Okongwu: “It has definitely been my maturity; I really feel like I've matured. My confidence level is definitely higher. I feel very confident in my abilities. Also, I’m just a better basketball player overall. Honestly, my confidence has helped me a lot.”
What are some things you would like to work on and improve in your game?
Okongwu: “Ball-handling, for sure. That's what I've been working on during this long offseason; ball-handling is a big one for me because I want to be able to live up to my potential, and that’s the key -- being able to handle the ball.”
If you had to choose one player that you’d like to model your game after, who would that be?
Okongwu: “Bam Adebayo. I hear it all the time and I see it. You know, Bam and I are very good defensive players. He's a great playmaker. I feel like in due time, I can be like him.”
If you had to name one short-term goal for yourself and one long-term goal, what would they be?

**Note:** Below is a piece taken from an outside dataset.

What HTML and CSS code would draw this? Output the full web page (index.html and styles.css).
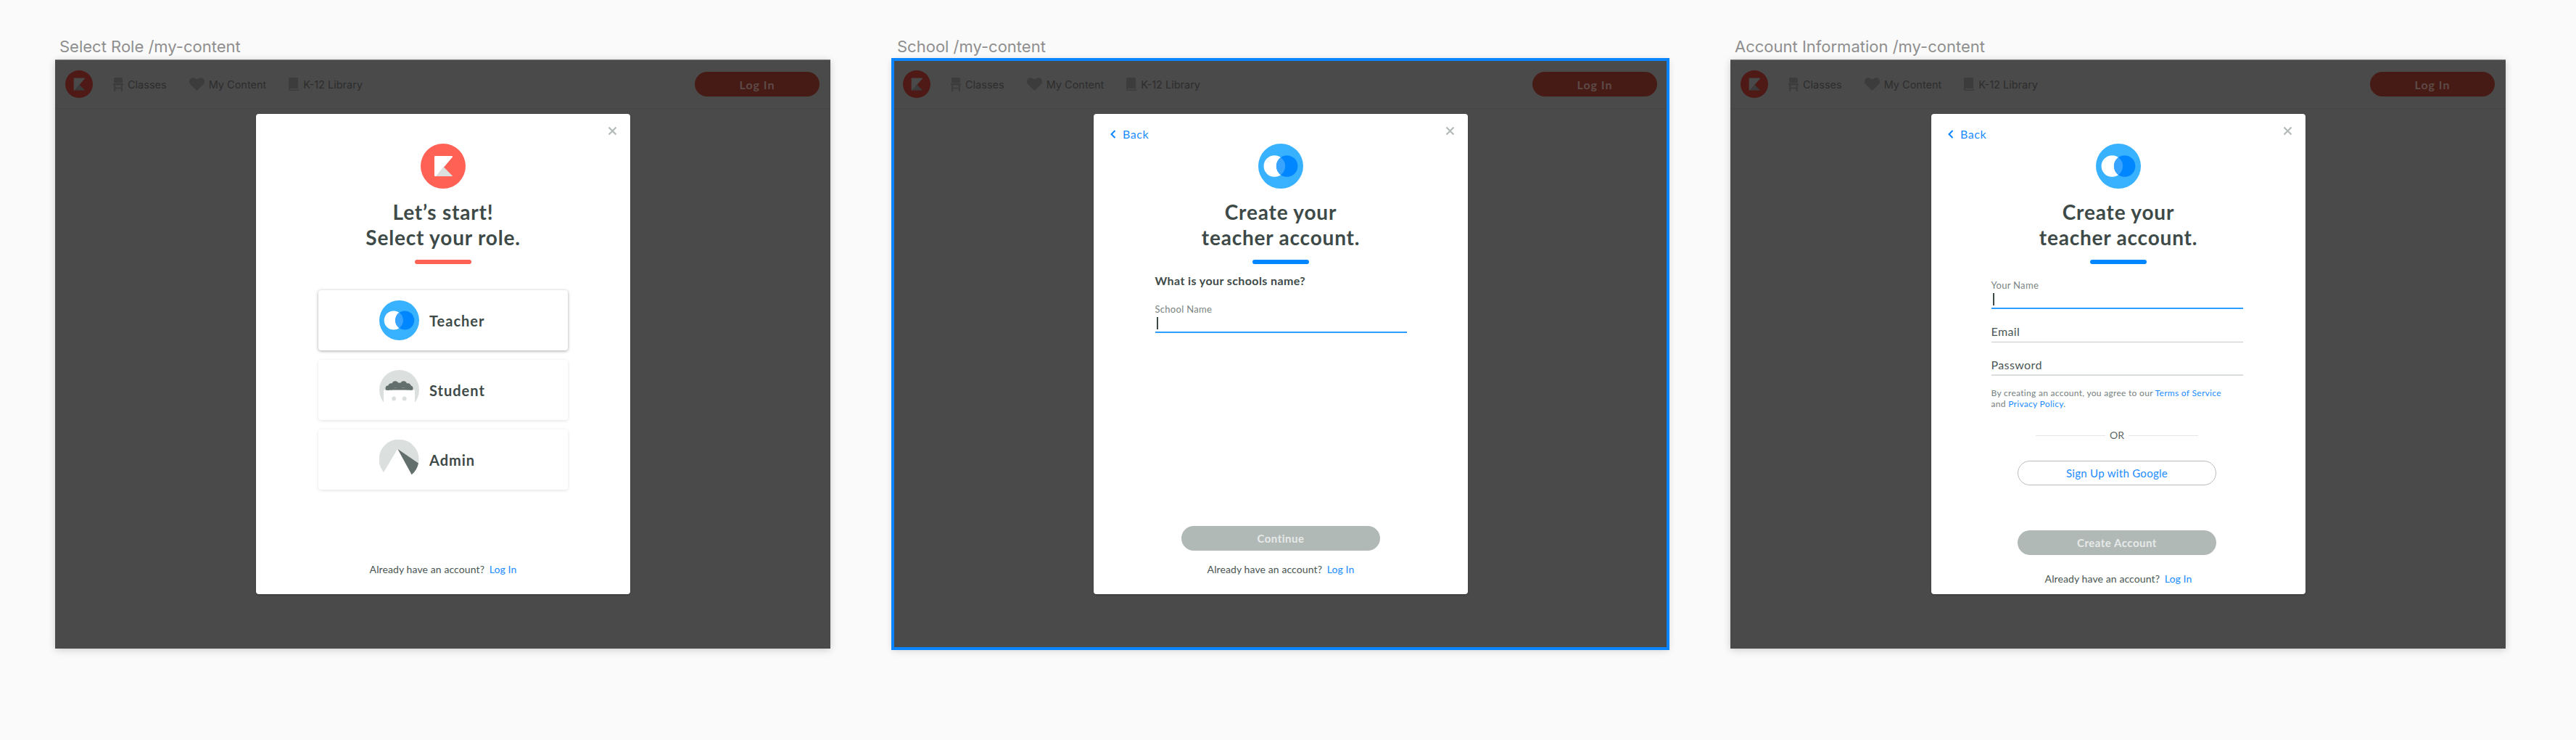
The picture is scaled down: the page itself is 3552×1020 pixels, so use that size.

Okongwu: “I just want to get better and see my development play out through my younger years. Long-term goal, I want to win a championship, of course.”
Let's pretend you've just entered an elevator with a general manager of a team that's considering selecting you. What is your elevator pitch as to why you're his guy?
Okongwu: “I'm a defender. I’m tall. I'm a big, bruising, strong player. I defend the ball and I move well. I can guard bigger players and I can guard smaller players. I'm able to help defensively, and I feel like I can do that better than anyone else in this draft class.”